Changing the tone

I like dialogue and I like spirited discussion but gradually the rhetoric has heated up here on the old blog. I have gotten a few emails from people who would like to comment but feel the heat is pretty hot here. They feel they would have to be snarky and nasty just to survive. I intend to change the tone.

So, if you comment here observe the following:

Posts may be rejected if they include defamation, threats, namecalling, profanity, ad hominem attacks, disruptive comments, or anything else that I think creates a hostile environment for people to engage in civil dialogue. Disagreement is fine as long as it is done in a respectful manner.

Some comments are mixed. I may contact a commenter with the remedy if I have time. If you don’t see your comment up within 24 hours, you can assume it was rejected. If that is the case, and you want to complain, send an email.

I have the comment moderation on and I know how to use it.

8 thoughts on “Changing the tone”

  1. I have asked EXODUS. Nothing. I think they are afraid that such a statement might be misinterpreted as a validation of the gay lifestyle. They say they are against it, but they won’t make it “front page”.

  2. Well, I have been vocal about it. I have the only anti-bullying curriculum out there from a conservative mainstream perspective. About NARTH and Exodus, ask them. I would love to see conservative get fired up about the issue.

  3. Speaking of changing the tone, how about a very clear and very public statement on the EXODUS and NARTH homepages condemning violence against gays? How about an article from EXODUS or NARTH about what Christian’s can do to decrease hatred of and violence towards gays?

    You won’t find anything like that if you search the EXODUS site. I’m not suggesting that they condone it, only that they are not very public in condemning it.

  4. grantdale – I am laughing. Well, I was laughing. On so many levels, prolonging a commercial blog scam with Wayne just seems funny. Well, I don’t think sinner would qualify as name calling. I would call myself that. Probably depends on the context and the adjective that preceded it. I won’t go there or else I would have to reject my own post 🙂

  5. Yeah, it’s your blog Warren 🙂

    Not sure we’d have a comment on his editorial policy therefore Jim. Oh, wait… just a minute… yes…

    Also noticed Wayen Besen has recently made a similar announcement (although the comments here beg no comparison to the one’s over there. Eye watering and ear curling, and more than a few apparently orginating from Atlanta for some odd reason /smirk).

    I’ll have to ask — ’cause it’ll play on my mind otherwise — but you and Wayne haven’t had a head-to-head and made a mutual decision about how best to prolong some commercial blogging scam have you!!!

    PS: does name calling include “sinner”?

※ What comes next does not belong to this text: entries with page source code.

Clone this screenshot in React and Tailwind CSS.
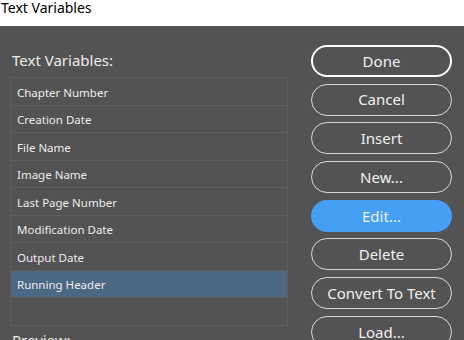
const ITEMS = [
  'Chapter Number',
  'Creation Date',
  'File Name',
  'Image Name',
  'Last Page Number',
  'Modification Date',
  'Output Date',
  'Running Header',
]

const BUTTONS = ['Done', 'Cancel', 'Insert', 'New...', 'Edit...', 'Delete', 'Convert To Text', 'Load...']

export default function App() {
  return (
    <div className="w-[464px] h-[340px] overflow-hidden bg-white font-['Noto_Sans',sans-serif]">
      {/* title bar */}
      <div className="h-[26px] flex items-start pl-px">
        <span className="text-[14px] leading-[16px] text-black">Text Variables</span>
      </div>

      <div className="h-[314px] bg-[#535353] flex">
        {/* left */}
        <div className="w-[300px] pl-[10px] pt-[24px]">
          <p className="pl-[2px] text-[15px] leading-[20px] text-[#ececec]">Text Variables:</p>
          <div className="mt-[7px] w-[278px] border border-[#5e5e5e]">
            {ITEMS.map((label) => (
              <div
                key={label}
                className={`h-[27.5px] flex items-center pl-[6px] pt-[2px] border-b border-[#5e5e5e] text-[11.5px] text-[#ececec] ${
                  label === 'Running Header' ? 'bg-[#4b6885]' : ''
                }`}
              >
                {label}
              </div>
            ))}
            <div className="h-[27px]" />
          </div>
          <p className="mt-[4px] pl-[2px] text-[15px] leading-[20px] text-[#ececec]">Preview:</p>
        </div>

        {/* buttons */}
        <div className="pl-[11px] pt-[19px] flex flex-col gap-[6.7px]">
          {BUTTONS.map((label) => (
            <button
              key={label}
              className={`w-[141px] h-[32px] shrink-0 rounded-full text-[15px] flex items-center justify-center ${
                label === 'Done'
                  ? 'border-2 border-white text-[#f0f0f0]'
                  : label === 'Edit...'
                  ? 'bg-[#45a0f5] text-[#f0f0f0]'
                  : 'border border-[#d8d8d8] text-[#f0f0f0]'
              }`}
            >
              {label}
            </button>
          ))}
        </div>
      </div>
    </div>
  )
}
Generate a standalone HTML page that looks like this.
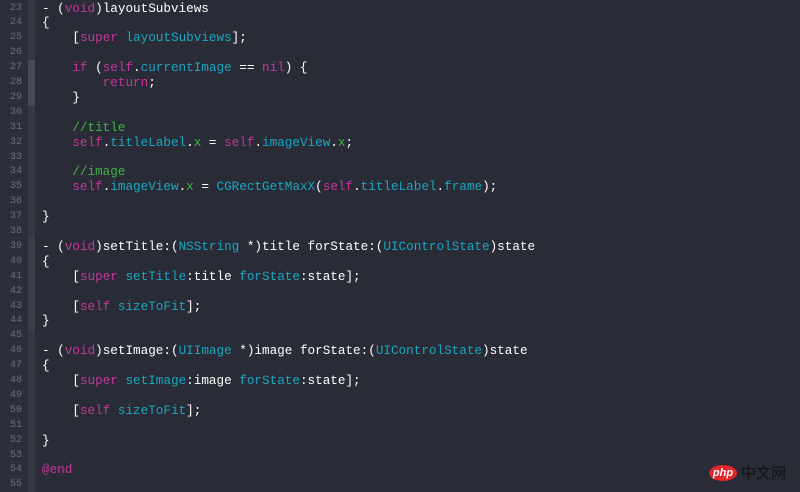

  6. You are correct that this has been a difficult call for me. I really value the give and take but it is quite time consuming. Also, making judgment calls will mean I will be inconsistent at times I am sure. I already have comments moderation on but let almost everything through. I intend to be more stringent.

    Comments like letters to the editor would actually be fine. However, I think the dynamism of just chatting is great too if it can be respectful and to the point.

    Also, I think the time wasting element of it all is that I get many requests to back up various points that I have already spoken to in past posts or I do not have time to do. As I conceive a blog, it is a place of hopefully informed opinion but not a peer reviewed outlet. I shoot from the hip sometimes and have backed off of some things because commenters have provided alternative ways of thinking that are challenging. So I will see how this works.

  7. I’d be interested in seeing how this works out. I have similar concerns about comments, which is why I haven’t enabled them (yet?) on my site.

    For one, I’m not sure what role comments can best play on a site in which such divisive issues are covered. I think comments add significant value in Ex-gay Watch, for example, but that is due, partly I think, to the tremendous self-policing that the site operators and regular commenters put into it. But it does take time an denergy/ I barely have time as it is; I don’t even know where to begin when it comes to comments.

    I think your ground rules are good. I’d be interested in seeing how much time and effort it takes on your part to enforce them. Also whether you think in the end if a constructive dialog is achieved, especially when comments may be held in moderation for a considerable amount of time.

    My guess would be that moderated comments may take on more of a “Letter to the editor” quality, rather than conversations back and forth along a thread. For example, assuming grantdale has already offered their opinions on this thread, I have no way of either adding or countering anything they said, because I haven’t seen them yet.